- _TASK OBJECTIVE_
Do not copy the pictures; transcribe all other material exactly.

——————————

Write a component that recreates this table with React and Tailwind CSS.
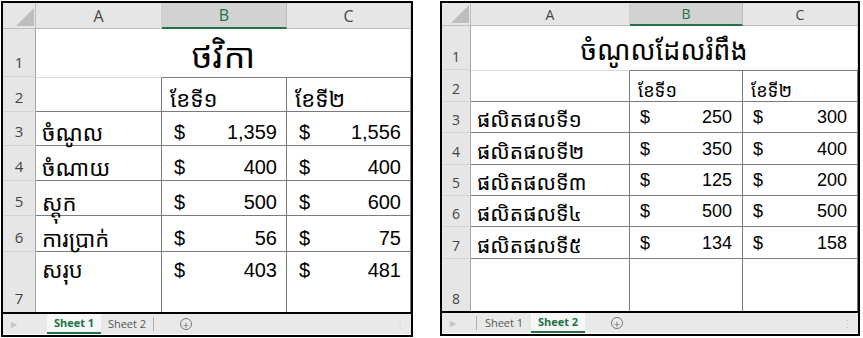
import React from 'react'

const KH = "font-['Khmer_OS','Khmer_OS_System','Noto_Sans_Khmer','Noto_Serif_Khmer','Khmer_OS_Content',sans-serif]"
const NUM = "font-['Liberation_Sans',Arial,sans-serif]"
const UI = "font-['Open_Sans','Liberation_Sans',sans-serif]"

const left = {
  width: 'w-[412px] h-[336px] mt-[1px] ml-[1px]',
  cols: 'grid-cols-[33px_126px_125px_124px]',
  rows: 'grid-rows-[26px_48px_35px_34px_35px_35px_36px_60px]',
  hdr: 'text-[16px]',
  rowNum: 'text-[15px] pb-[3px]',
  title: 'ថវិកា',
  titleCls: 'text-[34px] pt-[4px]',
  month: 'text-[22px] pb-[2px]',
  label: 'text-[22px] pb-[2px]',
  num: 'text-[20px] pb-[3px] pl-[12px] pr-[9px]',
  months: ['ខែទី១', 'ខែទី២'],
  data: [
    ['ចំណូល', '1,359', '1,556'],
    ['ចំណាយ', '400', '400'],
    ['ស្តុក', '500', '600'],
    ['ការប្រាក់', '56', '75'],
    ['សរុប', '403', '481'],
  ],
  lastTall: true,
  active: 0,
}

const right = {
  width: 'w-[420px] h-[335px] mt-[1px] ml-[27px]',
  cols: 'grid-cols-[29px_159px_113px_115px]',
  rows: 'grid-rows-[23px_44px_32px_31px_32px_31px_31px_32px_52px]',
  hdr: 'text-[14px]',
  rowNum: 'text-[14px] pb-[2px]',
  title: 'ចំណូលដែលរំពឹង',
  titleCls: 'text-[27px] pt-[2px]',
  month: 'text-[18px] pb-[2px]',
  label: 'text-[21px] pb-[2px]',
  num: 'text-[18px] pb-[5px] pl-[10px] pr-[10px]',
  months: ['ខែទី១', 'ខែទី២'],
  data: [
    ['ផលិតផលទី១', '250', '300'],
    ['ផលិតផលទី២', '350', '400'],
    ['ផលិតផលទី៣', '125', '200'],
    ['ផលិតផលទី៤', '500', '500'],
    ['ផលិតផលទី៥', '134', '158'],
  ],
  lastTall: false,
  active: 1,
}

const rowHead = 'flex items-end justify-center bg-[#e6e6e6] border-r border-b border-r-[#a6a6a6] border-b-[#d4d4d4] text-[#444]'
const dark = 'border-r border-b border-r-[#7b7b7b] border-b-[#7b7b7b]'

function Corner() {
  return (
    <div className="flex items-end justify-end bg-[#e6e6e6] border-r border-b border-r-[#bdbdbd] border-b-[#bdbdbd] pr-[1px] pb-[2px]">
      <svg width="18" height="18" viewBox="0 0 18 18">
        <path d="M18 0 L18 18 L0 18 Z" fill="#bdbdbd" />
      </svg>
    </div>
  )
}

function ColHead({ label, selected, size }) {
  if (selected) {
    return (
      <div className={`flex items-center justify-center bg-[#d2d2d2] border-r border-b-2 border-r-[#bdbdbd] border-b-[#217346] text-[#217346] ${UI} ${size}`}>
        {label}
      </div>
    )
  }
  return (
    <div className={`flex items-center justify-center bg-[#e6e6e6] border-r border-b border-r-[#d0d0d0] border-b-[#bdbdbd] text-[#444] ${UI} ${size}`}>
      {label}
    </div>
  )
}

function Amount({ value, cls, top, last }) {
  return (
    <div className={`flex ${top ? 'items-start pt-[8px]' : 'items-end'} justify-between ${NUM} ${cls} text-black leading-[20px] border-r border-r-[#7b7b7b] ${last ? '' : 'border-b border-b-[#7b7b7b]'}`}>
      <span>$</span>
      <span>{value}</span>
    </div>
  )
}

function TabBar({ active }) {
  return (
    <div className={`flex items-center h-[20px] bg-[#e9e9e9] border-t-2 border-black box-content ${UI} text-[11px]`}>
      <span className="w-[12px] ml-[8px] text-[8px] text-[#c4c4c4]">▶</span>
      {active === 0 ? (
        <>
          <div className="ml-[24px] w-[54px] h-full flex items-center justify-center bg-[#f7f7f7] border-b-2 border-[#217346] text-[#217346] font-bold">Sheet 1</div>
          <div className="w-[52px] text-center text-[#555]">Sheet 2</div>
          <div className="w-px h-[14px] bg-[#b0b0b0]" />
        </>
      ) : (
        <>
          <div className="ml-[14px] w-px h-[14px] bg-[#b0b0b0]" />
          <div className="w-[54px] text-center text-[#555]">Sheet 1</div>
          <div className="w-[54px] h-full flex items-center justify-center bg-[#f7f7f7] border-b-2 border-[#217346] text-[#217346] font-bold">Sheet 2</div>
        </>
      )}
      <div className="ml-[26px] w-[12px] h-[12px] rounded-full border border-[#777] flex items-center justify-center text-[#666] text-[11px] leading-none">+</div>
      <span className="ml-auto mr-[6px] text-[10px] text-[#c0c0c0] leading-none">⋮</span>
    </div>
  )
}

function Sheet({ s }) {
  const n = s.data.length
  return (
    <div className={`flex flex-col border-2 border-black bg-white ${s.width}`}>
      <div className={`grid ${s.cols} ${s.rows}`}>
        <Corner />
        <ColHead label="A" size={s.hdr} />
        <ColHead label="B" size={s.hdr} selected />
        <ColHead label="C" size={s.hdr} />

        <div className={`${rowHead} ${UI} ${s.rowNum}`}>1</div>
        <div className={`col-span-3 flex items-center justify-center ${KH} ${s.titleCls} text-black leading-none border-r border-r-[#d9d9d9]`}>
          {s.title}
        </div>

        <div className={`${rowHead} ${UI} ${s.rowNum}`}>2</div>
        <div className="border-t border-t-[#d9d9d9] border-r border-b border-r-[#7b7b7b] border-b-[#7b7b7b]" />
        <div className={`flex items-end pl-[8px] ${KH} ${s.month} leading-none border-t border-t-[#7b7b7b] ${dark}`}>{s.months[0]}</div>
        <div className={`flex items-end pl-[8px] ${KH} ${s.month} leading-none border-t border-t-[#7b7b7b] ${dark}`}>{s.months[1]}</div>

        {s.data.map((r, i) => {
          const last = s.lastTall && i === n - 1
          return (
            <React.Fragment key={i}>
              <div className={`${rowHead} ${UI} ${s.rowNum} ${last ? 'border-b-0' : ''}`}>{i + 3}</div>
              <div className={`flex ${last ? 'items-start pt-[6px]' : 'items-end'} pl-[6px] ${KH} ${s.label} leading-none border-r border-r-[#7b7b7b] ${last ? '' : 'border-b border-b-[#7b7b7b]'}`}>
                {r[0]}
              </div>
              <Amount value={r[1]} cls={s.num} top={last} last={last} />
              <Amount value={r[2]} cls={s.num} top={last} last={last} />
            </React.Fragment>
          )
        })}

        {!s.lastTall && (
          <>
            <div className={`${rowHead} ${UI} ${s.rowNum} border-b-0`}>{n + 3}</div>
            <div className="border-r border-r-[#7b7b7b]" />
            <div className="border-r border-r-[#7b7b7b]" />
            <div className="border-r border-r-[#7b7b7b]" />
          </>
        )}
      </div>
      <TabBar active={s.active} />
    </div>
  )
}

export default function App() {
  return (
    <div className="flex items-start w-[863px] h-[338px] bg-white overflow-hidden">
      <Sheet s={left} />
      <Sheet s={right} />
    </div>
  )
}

——————————

- _WRITTEN SOLUTION_
Write a component that recreates this table with React and Tailwind CSS.
import React from 'react'

const KH = "font-['Khmer_OS','Khmer_OS_System','Noto_Sans_Khmer','Noto_Serif_Khmer','Khmer_OS_Content',sans-serif]"
const NUM = "font-['Liberation_Sans',Arial,sans-serif]"
const UI = "font-['Open_Sans','Liberation_Sans',sans-serif]"

const left = {
  width: 'w-[412px] h-[336px] mt-[1px] ml-[1px]',
  cols: 'grid-cols-[33px_126px_125px_124px]',
  rows: 'grid-rows-[26px_48px_35px_34px_35px_35px_36px_60px]',
  hdr: 'text-[16px]',
  rowNum: 'text-[15px] pb-[3px]',
  title: 'ថវិកា',
  titleCls: 'text-[34px] pt-[4px]',
  month: 'text-[22px] pb-[2px]',
  label: 'text-[22px] pb-[2px]',
  num: 'text-[20px] pb-[3px] pl-[12px] pr-[9px]',
  months: ['ខែទី១', 'ខែទី២'],
  data: [
    ['ចំណូល', '1,359', '1,556'],
    ['ចំណាយ', '400', '400'],
    ['ស្តុក', '500', '600'],
    ['ការប្រាក់', '56', '75'],
    ['សរុប', '403', '481'],
  ],
  lastTall: true,
  active: 0,
}

const right = {
  width: 'w-[420px] h-[335px] mt-[1px] ml-[27px]',
  cols: 'grid-cols-[29px_159px_113px_115px]',
  rows: 'grid-rows-[23px_44px_32px_31px_32px_31px_31px_32px_52px]',
  hdr: 'text-[14px]',
  rowNum: 'text-[14px] pb-[2px]',
  title: 'ចំណូលដែលរំពឹង',
  titleCls: 'text-[27px] pt-[2px]',
  month: 'text-[18px] pb-[2px]',
  label: 'text-[21px] pb-[2px]',
  num: 'text-[18px] pb-[5px] pl-[10px] pr-[10px]',
  months: ['ខែទី១', 'ខែទី២'],
  data: [
    ['ផលិតផលទី១', '250', '300'],
    ['ផលិតផលទី២', '350', '400'],
    ['ផលិតផលទី៣', '125', '200'],
    ['ផលិតផលទី៤', '500', '500'],
    ['ផលិតផលទី៥', '134', '158'],
  ],
  lastTall: false,
  active: 1,
}

const rowHead = 'flex items-end justify-center bg-[#e6e6e6] border-r border-b border-r-[#a6a6a6] border-b-[#d4d4d4] text-[#444]'
const dark = 'border-r border-b border-r-[#7b7b7b] border-b-[#7b7b7b]'

function Corner() {
  return (
    <div className="flex items-end justify-end bg-[#e6e6e6] border-r border-b border-r-[#bdbdbd] border-b-[#bdbdbd] pr-[1px] pb-[2px]">
      <svg width="18" height="18" viewBox="0 0 18 18">
        <path d="M18 0 L18 18 L0 18 Z" fill="#bdbdbd" />
      </svg>
    </div>
  )
}

function ColHead({ label, selected, size }) {
  if (selected) {
    return (
      <div className={`flex items-center justify-center bg-[#d2d2d2] border-r border-b-2 border-r-[#bdbdbd] border-b-[#217346] text-[#217346] ${UI} ${size}`}>
        {label}
      </div>
    )
  }
  return (
    <div className={`flex items-center justify-center bg-[#e6e6e6] border-r border-b border-r-[#d0d0d0] border-b-[#bdbdbd] text-[#444] ${UI} ${size}`}>
      {label}
    </div>
  )
}

function Amount({ value, cls, top, last }) {
  return (
    <div className={`flex ${top ? 'items-start pt-[8px]' : 'items-end'} justify-between ${NUM} ${cls} text-black leading-[20px] border-r border-r-[#7b7b7b] ${last ? '' : 'border-b border-b-[#7b7b7b]'}`}>
      <span>$</span>
      <span>{value}</span>
    </div>
  )
}

function TabBar({ active }) {
  return (
    <div className={`flex items-center h-[20px] bg-[#e9e9e9] border-t-2 border-black box-content ${UI} text-[11px]`}>
      <span className="w-[12px] ml-[8px] text-[8px] text-[#c4c4c4]">▶</span>
      {active === 0 ? (
        <>
          <div className="ml-[24px] w-[54px] h-full flex items-center justify-center bg-[#f7f7f7] border-b-2 border-[#217346] text-[#217346] font-bold">Sheet 1</div>
          <div className="w-[52px] text-center text-[#555]">Sheet 2</div>
          <div className="w-px h-[14px] bg-[#b0b0b0]" />
        </>
      ) : (
        <>
          <div className="ml-[14px] w-px h-[14px] bg-[#b0b0b0]" />
          <div className="w-[54px] text-center text-[#555]">Sheet 1</div>
          <div className="w-[54px] h-full flex items-center justify-center bg-[#f7f7f7] border-b-2 border-[#217346] text-[#217346] font-bold">Sheet 2</div>
        </>
      )}
      <div className="ml-[26px] w-[12px] h-[12px] rounded-full border border-[#777] flex items-center justify-center text-[#666] text-[11px] leading-none">+</div>
      <span className="ml-auto mr-[6px] text-[10px] text-[#c0c0c0] leading-none">⋮</span>
    </div>
  )
}

function Sheet({ s }) {
  const n = s.data.length
  return (
    <div className={`flex flex-col border-2 border-black bg-white ${s.width}`}>
      <div className={`grid ${s.cols} ${s.rows}`}>
        <Corner />
        <ColHead label="A" size={s.hdr} />
        <ColHead label="B" size={s.hdr} selected />
        <ColHead label="C" size={s.hdr} />

        <div className={`${rowHead} ${UI} ${s.rowNum}`}>1</div>
        <div className={`col-span-3 flex items-center justify-center ${KH} ${s.titleCls} text-black leading-none border-r border-r-[#d9d9d9]`}>
          {s.title}
        </div>

        <div className={`${rowHead} ${UI} ${s.rowNum}`}>2</div>
        <div className="border-t border-t-[#d9d9d9] border-r border-b border-r-[#7b7b7b] border-b-[#7b7b7b]" />
        <div className={`flex items-end pl-[8px] ${KH} ${s.month} leading-none border-t border-t-[#7b7b7b] ${dark}`}>{s.months[0]}</div>
        <div className={`flex items-end pl-[8px] ${KH} ${s.month} leading-none border-t border-t-[#7b7b7b] ${dark}`}>{s.months[1]}</div>

        {s.data.map((r, i) => {
          const last = s.lastTall && i === n - 1
          return (
            <React.Fragment key={i}>
              <div className={`${rowHead} ${UI} ${s.rowNum} ${last ? 'border-b-0' : ''}`}>{i + 3}</div>
              <div className={`flex ${last ? 'items-start pt-[6px]' : 'items-end'} pl-[6px] ${KH} ${s.label} leading-none border-r border-r-[#7b7b7b] ${last ? '' : 'border-b border-b-[#7b7b7b]'}`}>
                {r[0]}
              </div>
              <Amount value={r[1]} cls={s.num} top={last} last={last} />
              <Amount value={r[2]} cls={s.num} top={last} last={last} />
            </React.Fragment>
          )
        })}

        {!s.lastTall && (
          <>
            <div className={`${rowHead} ${UI} ${s.rowNum} border-b-0`}>{n + 3}</div>
            <div className="border-r border-r-[#7b7b7b]" />
            <div className="border-r border-r-[#7b7b7b]" />
            <div className="border-r border-r-[#7b7b7b]" />
          </>
        )}
      </div>
      <TabBar active={s.active} />
    </div>
  )
}

export default function App() {
  return (
    <div className="flex items-start w-[863px] h-[338px] bg-white overflow-hidden">
      <Sheet s={left} />
      <Sheet s={right} />
    </div>
  )
}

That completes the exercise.